Both these interfaces are quite thin and intentionally so. Scrubbing
and recovery have not been addressed at all, as mentioned, so those
parts will be expanded.  Asynchrony should allow us simpler interfaces
since some complexity of requeing will be handled by futures and
continuations.

We obviously do not want to rewrite all our existing code. Instead
most of the existing work on `PG` and `ReplicatedPG` should be
refactored into a templated library from which implementations of
`LogicalOSD` and `DataSetInterface` can be constructed.

# Map Partitioning #

There are two huge problems with scalability in Ceph.
1.  The OSDMap knows too many things
2.  A single monitor manages all updates of everything and replicates them to
    other monitors.

## Too Big to Not Fail ##

The monitor map and MDS maps are fine. Each holds data needed to
locate servers and that's it. It would be very hard to put enough data
in them to cause problems. The OSD map however contains a trove of data that
must be updated serially in Paxos and propagated to every OSD,
monitor, MDS, and client in the cluster.

Pools are a notorious example. We can't create as many pools as users
would like. Pools are heavyweight, and while they depend on other
items in the OSD map (like erasure code profiles), it would be nice if
we divide them between several monitor clusters, each of which would
hold a subset of pools. We would need to make sure that clients had up
to date versions of whatever pools they are using along with the
status of the OSDs they're speaking to, but that's not
impossible. Likewise, we should split placement rules out of the OSD
map, especially once we get into larger numbers of potentially larger
Flexible Placement style functions.

Nodes should then only need to subscribe to the set of pools and
placement functions they need to access their data. Changes like these
should allow users to create the number of pools they want without
causing the cluster difficulty.

### Consistency ###

Partitioning makes consistency harder. A simple remedy might be to
stop referring to data by name or integer. An erasure code profile
should be specified by UUID and version. So should pools and placement
functions. When sending a request to the OSD, a client should send the
versions of the pool, the ruleset, and the OSDMap it used and the OSD
should check that all three are current.

## The OSD Set ##

The complicating case here is the OSD status set.  Running this
through a single Paxos limits the number of OSDs that can coexist in a
cluster.  We ought split the set of OSDs between multiple masters to
distribute the load. Each 'Up' or 'Down' event is independent of
others, so all we require is that events get propagated into the
correct OSDs and primaries and followers act as they're supposed to.

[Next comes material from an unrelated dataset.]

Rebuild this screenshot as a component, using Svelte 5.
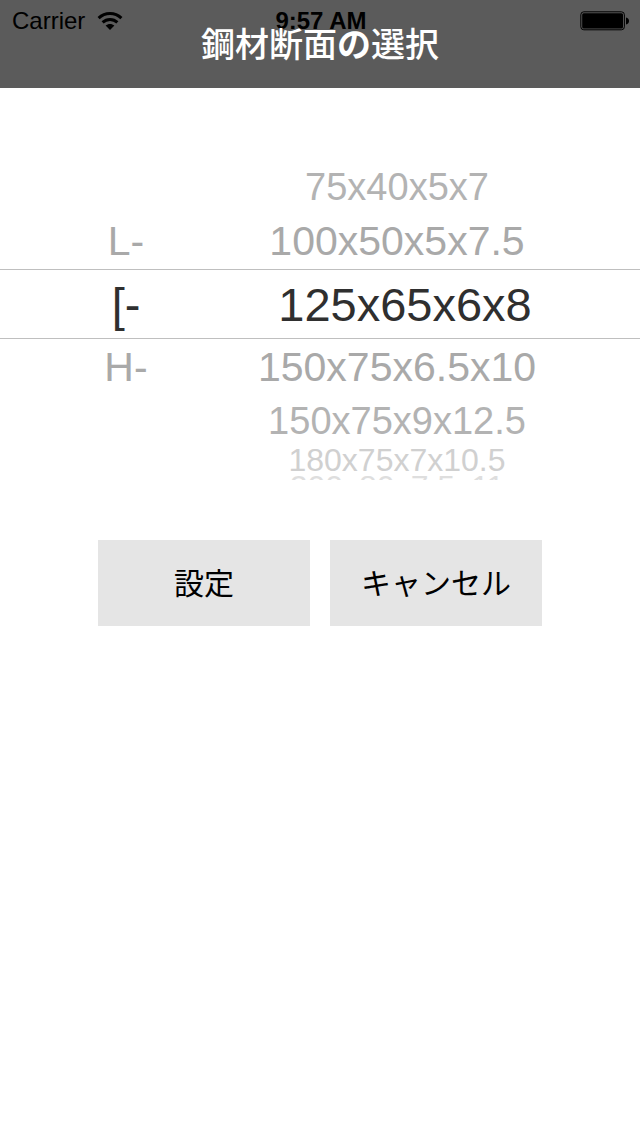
<script>
  const OFFSETS = [-4, -3, -2, -1, 0, 1, 2, 3, 4];

  const initial = { shape: 1, size: 2 };

  const wheels = [
    { id: 'shape', label: '形状', options: ['L-', '[-', 'H-'] },
    {
      id: 'size',
      label: '寸法',
      options: [
        '75x40x5x7',
        '100x50x5x7.5',
        '125x65x6x8',
        '150x75x6.5x10',
        '150x75x9x12.5',
        '180x75x7x10.5',
        '200x80x7.5x11',
        '200x90x8x13.5'
      ]
    }
  ];

  let selected = $state({ ...initial });

  // slots around the selected row, blank ones keep the wheel's shape
  function slots(wheel) {
    return OFFSETS.map(offset => {
      const index = selected[wheel.id] + offset;
      return { index, level: Math.abs(offset), text: wheel.options[index] };
    });
  }

  function reset() {
    selected = { ...initial };
  }
</script>

<header class="navbar">
  <div class="status">
    <div class="network">
      <span>Carrier</span>
      <svg class="wifi" viewBox="0 0 26 20" aria-hidden="true">
        <path d="M1.6 7.2C8 1 18 1 24.4 7.2" />
        <path d="M5.6 11.4c4.2-4 10.6-4 14.8 0" />
        <path class="dot" d="M8.6 14.6c2.5-2.2 6.3-2.2 8.8 0L13 19z" />
      </svg>
    </div>
    <span class="time">9:57 AM</span>
    <svg class="battery" viewBox="0 0 50 20" aria-hidden="true">
      <rect class="case" x="0.8" y="0.8" width="43.6" height="18" rx="3" />
      <rect x="2.2" y="2.2" width="40.8" height="15.2" rx="1.5" />
      <path d="M46 6.5c4 0.4 4 6.6 0 7z" />
    </svg>
  </div>
  <h1>鋼材断面<b>の</b>選択</h1>
</header>

<main>
  <form onsubmit={e => e.preventDefault()}>
    <div class="picker">
      {#each wheels as wheel}
        <fieldset class="wheel {wheel.id}">
          <legend class="hidden">{wheel.label}</legend>
          {#each slots(wheel) as slot (slot.index)}
            {#if slot.text}
              <label class="slot level-{slot.level}">
                <input
                  class="hidden"
                  type="radio"
                  name={wheel.id}
                  value={slot.index}
                  bind:group={selected[wheel.id]}
                />
                <span>{slot.text}</span>
              </label>
            {:else}
              <div class="slot level-{slot.level}"></div>
            {/if}
          {/each}
        </fieldset>
      {/each}
    </div>

    <div class="actions">
      <button type="submit">設定</button>
      <button type="button" onclick={reset}>キャンセル</button>
    </div>
  </form>
</main>

<style>
  :global(body) {
    background: #fff;
    font-family: "Liberation Sans", "Noto Sans CJK JP", sans-serif;
  }

  .navbar {
    position: relative;
    box-sizing: border-box;
    display: flex;
    align-items: center;
    justify-content: center;
    height: 88px;
    padding-top: 2px;
    background: #5b5b5b;
  }

  h1 {
    position: relative;
    margin: 0;
    color: #fff;
    font-size: 34px;
    line-height: 48px;
    font-weight: 500;
  }

  .status {
    position: absolute;
    inset: 0 0 auto;
    display: grid;
    grid-template-columns: 1fr auto 1fr;
    align-items: center;
    height: 42px;
    padding: 0 10px 0 12px;
    font-size: 24px;
    color: #000;
  }

  .network {
    display: flex;
    align-items: center;
    gap: 12px;
  }

  .wifi {
    width: 26px;
    height: 20px;
    fill: none;
    stroke: #000;
    stroke-width: 3;
  }

  .wifi .dot {
    fill: #000;
    stroke: none;
  }

  .time {
    font-weight: bold;
  }

  .battery {
    justify-self: end;
    width: 50px;
    height: 20px;
  }

  .battery .case {
    fill: none;
    stroke: #000;
    stroke-width: 1;
  }

  .picker {
    position: relative;
    display: grid;
    grid-template-columns: 252fr 290fr;
    margin-top: 40px;
    padding-right: 98px;
  }

  /* selection band */
  .picker::after {
    content: '';
    position: absolute;
    inset: 0;
    height: 68px;
    margin: auto 0;
    border-top: 1px solid #bfbfbf;
    border-bottom: 1px solid #bfbfbf;
    pointer-events: none;
  }

  .wheel {
    display: flex;
    flex-direction: column;
    min-width: 0;
    margin: 0;
    padding: 0;
    border: 0;
  }

  .slot {
    display: flex;
    align-items: center;
    justify-content: center;
    white-space: nowrap;
    color: #a9a9a9;
    cursor: pointer;
  }

  .level-0 {
    height: 70px;
    font-size: 47px;
    color: #2f2f2f;
  }

  .size .level-0 {
    padding-left: 16px;
  }

  .level-1 {
    height: 56px;
    font-size: 41px;
  }

  .level-2 {
    height: 52px;
    font-size: 38px;
    color: #b3b3b3;
  }

  .level-3 {
    height: 26px;
    font-size: 32px;
    line-height: 26px;
    color: #d0d0d0;
  }

  /* the wheel's rim, only the edge of the text shows */
  .level-4 {
    align-items: flex-start;
    height: 7px;
    overflow: hidden;
    font-size: 32px;
    line-height: 28px;
    color: #dedede;
  }

  .hidden {
    position: absolute;
    width: 1px;
    height: 1px;
    margin: 0;
    overflow: hidden;
    opacity: 0;
  }

  .actions {
    display: grid;
    grid-template-columns: 1fr 1fr;
    gap: 20px;
    padding: 60px 98px;
  }

  button {
    height: 86px;
    padding: 0 0 4px;
    border: 0;
    background: #e5e5e5;
    color: #000;
    font-family: "Noto Sans CJK JP", sans-serif;
    font-size: 30px;
    cursor: pointer;
  }
</style>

Versioning is a bigger problem here. We might have all masters
increment their version when one increments its version if that could
be managed without inefficiency. We might send a compound version with
`MOSDOp`s, but combining that with the compound version above might be
unwieldly. (Feedback on this issue would be greatly appreciated.)

### Subscription ###

For a large number of OSDs, it would be nice if not everyone were
notified of all state changes.

For a pool whose placement rule spans only a subset of all OSDs,
clients using that pool should be able to subscribe to a subset of the
OSD set corresponding to that pool. This should be fairly easy so long
as the subset is explicit.

In the case of pools not providing an explicit subset, a monitor (or
perhaps a proxy in front of a set of monitors) could look at common
patterns of subscription requests and merge those with significant
overlap together, so as to give clients a subset without being
destroyed by the irresistible force of combinatorial explosion.

# Notes #

These are notes taken when reviewing the code and thinking out
ideas. You don't have to read them, but they are provided as a
supplement in case you wanted to know what we were thinking and why.

## ShardedOpWQ ##

-   What is the purpose of `sdata_op_ordering_lock`? A shard is not a
    PG, so why do things need to be ordered within shards as well as
    within PGs?
-   `sdata_lock` pairs up with the condition variable

## OSD Upper Half ##

### Regular Dispatch ###

-   Does not overlap with `fast_dispatch`. Operations in
    `ms_can_fast_dispatch` are not handled in `_dispatch` and vice versa.
-   Lock the entire OSD
-   If another dispatch is executing, go to sleep and wait for it to
    finish. What the heck?
-   Do Waiters
    * Waiters are a list of `OpRequestRef`s called `finished` for some
          reason
    * Whenever we activate an `OSDMap` the requests waiting for the
      map get put onto 'finished'
-   Call `_dispatch`
-   Do some more waiters
-   Wake up other dispatch threads
-   Unlock the entire OSD

#### `_dispatch`? ####

A giant case statement that does a bunch of things.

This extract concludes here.